*SET PROBLEM:* Look through the data below. Pick out the lines holding the string "this".
━━━━━ DATA SECTION
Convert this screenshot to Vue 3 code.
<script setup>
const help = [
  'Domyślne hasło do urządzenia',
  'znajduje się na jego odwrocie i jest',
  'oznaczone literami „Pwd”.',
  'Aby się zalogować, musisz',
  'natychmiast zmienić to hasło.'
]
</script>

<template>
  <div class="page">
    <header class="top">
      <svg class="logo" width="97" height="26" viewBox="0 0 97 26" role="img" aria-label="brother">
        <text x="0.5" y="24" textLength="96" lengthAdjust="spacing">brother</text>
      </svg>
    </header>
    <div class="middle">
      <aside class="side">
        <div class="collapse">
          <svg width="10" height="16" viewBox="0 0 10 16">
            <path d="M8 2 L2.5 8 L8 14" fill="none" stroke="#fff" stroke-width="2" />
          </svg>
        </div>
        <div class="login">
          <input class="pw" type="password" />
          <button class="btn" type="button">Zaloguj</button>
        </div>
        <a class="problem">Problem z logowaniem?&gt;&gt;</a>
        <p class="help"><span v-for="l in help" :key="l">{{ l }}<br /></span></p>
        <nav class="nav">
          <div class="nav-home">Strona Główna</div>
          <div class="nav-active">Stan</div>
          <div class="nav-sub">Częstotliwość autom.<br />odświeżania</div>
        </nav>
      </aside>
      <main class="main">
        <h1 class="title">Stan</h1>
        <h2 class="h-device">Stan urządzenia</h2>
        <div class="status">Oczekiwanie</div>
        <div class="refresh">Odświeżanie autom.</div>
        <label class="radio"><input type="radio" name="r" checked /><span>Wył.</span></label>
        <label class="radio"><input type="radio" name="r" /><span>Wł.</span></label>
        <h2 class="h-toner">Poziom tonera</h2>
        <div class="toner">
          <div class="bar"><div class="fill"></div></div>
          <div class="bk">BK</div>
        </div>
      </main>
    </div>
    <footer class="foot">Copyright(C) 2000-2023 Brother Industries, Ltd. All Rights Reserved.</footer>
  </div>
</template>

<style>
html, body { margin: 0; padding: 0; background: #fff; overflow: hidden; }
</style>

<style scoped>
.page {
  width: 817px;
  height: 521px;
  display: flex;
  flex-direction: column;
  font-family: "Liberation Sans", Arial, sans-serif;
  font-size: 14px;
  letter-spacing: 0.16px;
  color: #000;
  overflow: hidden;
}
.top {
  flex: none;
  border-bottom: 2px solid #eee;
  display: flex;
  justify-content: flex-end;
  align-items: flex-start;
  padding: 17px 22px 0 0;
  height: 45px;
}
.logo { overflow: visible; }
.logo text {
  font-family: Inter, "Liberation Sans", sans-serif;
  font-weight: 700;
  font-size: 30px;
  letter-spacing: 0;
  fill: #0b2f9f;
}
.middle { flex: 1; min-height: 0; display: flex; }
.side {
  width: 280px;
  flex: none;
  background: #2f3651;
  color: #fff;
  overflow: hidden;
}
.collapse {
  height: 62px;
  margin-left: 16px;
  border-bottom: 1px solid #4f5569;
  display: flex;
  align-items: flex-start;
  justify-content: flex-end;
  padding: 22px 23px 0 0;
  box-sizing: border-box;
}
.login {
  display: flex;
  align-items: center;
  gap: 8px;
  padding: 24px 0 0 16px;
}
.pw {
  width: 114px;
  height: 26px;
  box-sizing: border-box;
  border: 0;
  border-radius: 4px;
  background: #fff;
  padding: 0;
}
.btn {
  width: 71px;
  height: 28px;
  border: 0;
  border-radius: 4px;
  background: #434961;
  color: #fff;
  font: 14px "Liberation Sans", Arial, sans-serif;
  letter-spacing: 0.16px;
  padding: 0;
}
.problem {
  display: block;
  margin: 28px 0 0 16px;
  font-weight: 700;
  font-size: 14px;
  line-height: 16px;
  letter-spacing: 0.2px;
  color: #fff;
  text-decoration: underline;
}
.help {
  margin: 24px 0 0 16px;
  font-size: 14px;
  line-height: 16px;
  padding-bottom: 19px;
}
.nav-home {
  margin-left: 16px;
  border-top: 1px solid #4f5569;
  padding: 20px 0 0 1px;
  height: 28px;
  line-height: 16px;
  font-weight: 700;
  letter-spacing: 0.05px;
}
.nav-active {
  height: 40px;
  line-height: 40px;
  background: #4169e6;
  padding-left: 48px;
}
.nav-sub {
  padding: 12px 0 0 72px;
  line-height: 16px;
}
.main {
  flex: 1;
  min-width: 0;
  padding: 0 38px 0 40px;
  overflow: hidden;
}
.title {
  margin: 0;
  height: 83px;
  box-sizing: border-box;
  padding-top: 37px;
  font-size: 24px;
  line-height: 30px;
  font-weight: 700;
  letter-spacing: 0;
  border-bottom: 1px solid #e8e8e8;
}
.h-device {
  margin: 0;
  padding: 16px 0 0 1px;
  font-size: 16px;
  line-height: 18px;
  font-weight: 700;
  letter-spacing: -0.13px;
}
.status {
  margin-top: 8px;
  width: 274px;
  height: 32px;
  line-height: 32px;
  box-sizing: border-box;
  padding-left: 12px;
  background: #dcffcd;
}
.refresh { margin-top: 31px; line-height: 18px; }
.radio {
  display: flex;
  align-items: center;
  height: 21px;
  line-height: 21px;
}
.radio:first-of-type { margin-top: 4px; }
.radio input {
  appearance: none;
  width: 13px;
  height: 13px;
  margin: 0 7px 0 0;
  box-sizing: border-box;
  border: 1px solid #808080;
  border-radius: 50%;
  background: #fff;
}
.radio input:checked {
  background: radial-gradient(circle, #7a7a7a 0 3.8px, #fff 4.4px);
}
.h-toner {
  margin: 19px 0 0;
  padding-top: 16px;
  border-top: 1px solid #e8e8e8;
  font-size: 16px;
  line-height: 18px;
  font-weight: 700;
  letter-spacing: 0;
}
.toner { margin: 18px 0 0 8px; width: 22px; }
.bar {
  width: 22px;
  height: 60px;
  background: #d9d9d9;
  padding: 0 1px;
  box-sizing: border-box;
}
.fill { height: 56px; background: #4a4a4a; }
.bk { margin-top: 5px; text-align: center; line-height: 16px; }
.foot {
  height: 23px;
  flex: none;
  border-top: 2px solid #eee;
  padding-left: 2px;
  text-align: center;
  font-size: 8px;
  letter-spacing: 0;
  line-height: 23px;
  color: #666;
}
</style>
━━━━━━━━━━
━━━━━ DATA SECTION
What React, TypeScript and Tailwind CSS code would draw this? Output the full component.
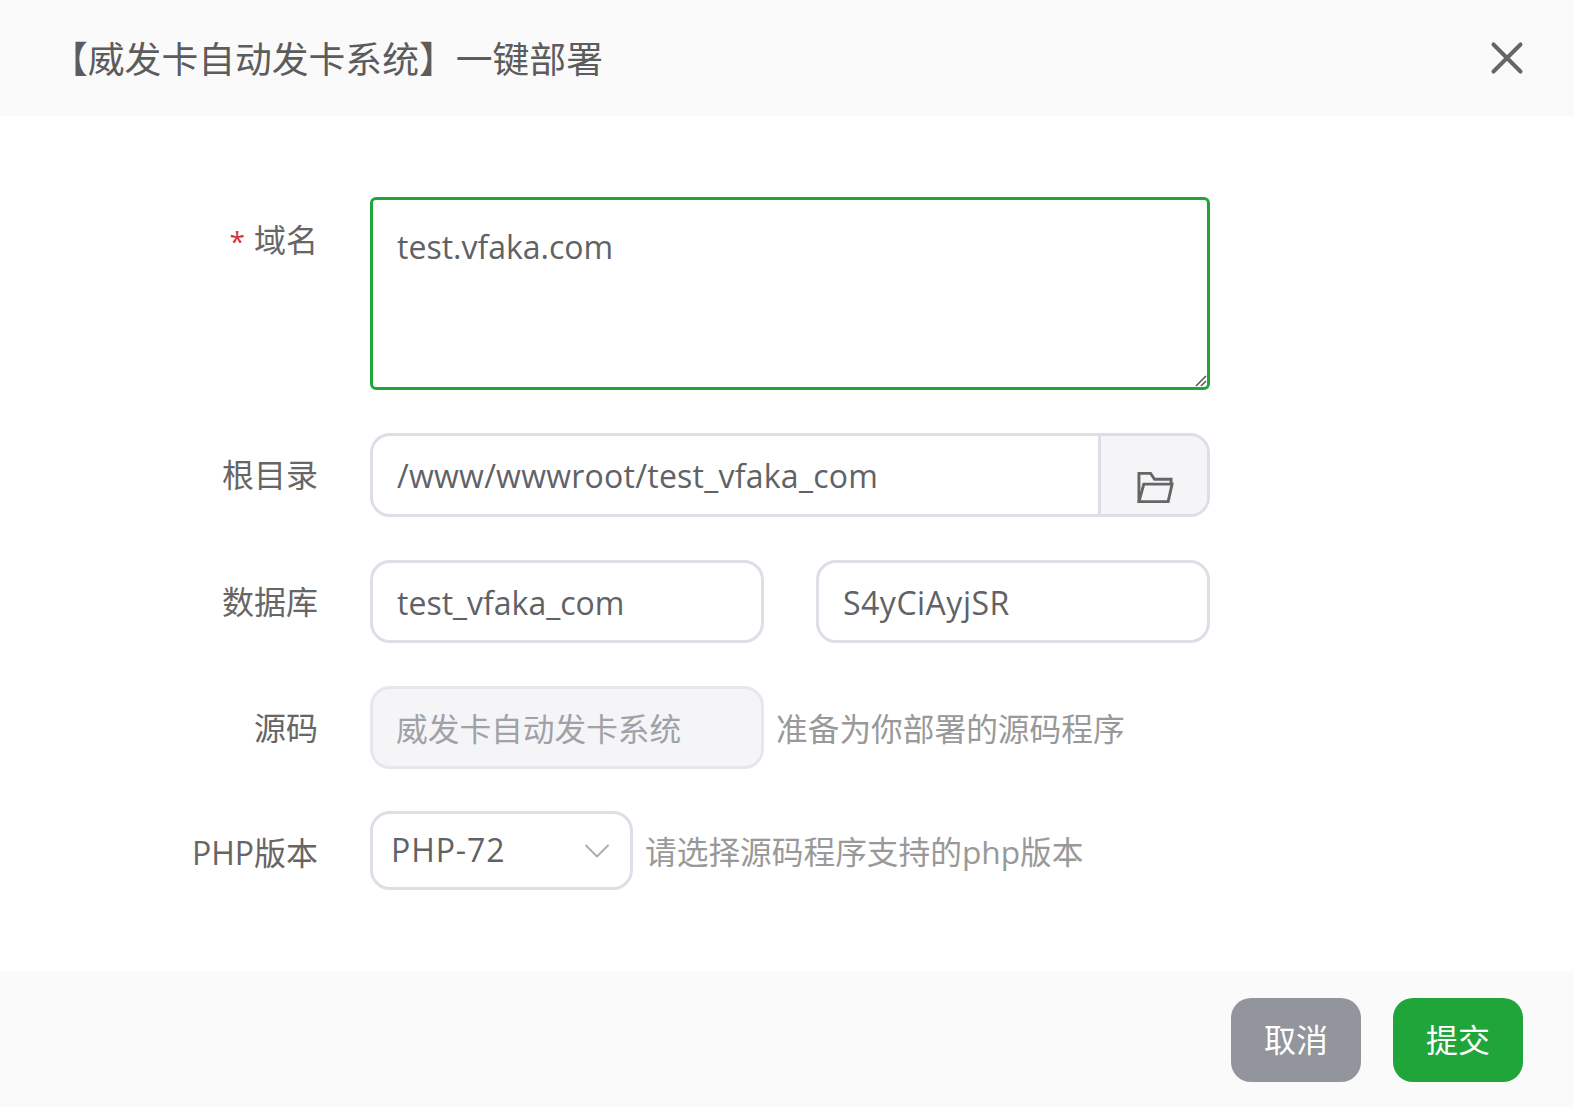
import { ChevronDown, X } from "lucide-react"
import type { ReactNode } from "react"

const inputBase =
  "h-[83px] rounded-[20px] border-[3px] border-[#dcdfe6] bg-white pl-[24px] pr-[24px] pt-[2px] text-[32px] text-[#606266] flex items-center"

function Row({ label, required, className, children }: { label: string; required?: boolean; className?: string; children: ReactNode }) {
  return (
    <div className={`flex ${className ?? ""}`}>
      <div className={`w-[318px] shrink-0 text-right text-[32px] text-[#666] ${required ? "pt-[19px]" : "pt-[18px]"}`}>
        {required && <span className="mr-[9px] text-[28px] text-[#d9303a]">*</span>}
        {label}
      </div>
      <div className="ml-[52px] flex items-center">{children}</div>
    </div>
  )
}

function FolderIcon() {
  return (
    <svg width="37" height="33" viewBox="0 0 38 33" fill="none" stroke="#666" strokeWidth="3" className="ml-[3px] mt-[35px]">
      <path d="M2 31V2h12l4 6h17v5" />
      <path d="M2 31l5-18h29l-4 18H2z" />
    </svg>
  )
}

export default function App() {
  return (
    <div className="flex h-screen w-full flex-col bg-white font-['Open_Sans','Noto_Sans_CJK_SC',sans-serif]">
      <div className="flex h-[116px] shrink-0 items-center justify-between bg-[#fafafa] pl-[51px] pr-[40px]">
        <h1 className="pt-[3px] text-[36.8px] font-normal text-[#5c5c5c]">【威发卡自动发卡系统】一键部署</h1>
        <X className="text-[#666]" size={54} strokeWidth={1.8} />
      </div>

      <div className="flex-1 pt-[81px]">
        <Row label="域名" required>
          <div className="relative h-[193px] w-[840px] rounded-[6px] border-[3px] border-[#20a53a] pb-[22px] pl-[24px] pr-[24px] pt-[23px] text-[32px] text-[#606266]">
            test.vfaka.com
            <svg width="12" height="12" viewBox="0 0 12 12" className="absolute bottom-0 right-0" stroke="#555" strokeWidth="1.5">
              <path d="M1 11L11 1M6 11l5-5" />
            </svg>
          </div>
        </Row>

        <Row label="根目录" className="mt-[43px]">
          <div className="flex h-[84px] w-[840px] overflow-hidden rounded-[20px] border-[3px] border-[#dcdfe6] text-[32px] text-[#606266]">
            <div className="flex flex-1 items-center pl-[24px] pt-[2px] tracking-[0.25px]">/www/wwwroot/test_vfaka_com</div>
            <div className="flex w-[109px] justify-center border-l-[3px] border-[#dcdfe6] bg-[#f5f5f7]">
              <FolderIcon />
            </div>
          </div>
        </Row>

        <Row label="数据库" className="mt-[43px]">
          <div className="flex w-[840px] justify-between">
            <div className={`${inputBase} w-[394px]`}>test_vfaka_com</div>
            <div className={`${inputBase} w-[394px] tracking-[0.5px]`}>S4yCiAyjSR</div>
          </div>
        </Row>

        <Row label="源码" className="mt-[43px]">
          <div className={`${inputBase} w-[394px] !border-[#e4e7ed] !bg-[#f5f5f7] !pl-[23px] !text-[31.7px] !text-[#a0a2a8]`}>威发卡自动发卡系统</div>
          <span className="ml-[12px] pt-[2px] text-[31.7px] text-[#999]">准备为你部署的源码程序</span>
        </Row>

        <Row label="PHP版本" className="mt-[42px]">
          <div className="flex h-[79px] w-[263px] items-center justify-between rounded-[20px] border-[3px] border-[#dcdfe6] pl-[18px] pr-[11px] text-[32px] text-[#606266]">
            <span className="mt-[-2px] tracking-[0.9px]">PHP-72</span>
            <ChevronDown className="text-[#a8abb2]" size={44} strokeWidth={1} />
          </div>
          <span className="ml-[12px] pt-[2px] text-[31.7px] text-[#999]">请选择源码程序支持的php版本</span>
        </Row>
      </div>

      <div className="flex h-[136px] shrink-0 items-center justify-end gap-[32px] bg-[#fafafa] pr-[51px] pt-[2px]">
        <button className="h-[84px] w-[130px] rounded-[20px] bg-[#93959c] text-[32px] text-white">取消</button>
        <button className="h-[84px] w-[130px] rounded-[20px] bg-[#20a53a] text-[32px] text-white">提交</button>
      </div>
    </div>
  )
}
━━━━━━━━━━
━━━━━ DATA SECTION
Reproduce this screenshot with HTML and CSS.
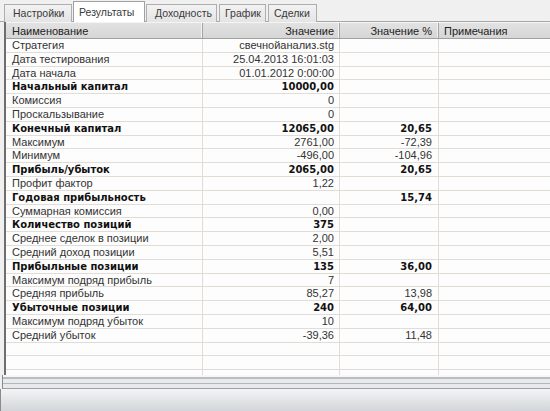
━━━━━━━━━━
*EXERCISE ANSWER:*
Convert this screenshot to Vue 3 code.
What React, TypeScript and Tailwind CSS code would draw this? Output the full component.
Reproduce this screenshot with HTML and CSS.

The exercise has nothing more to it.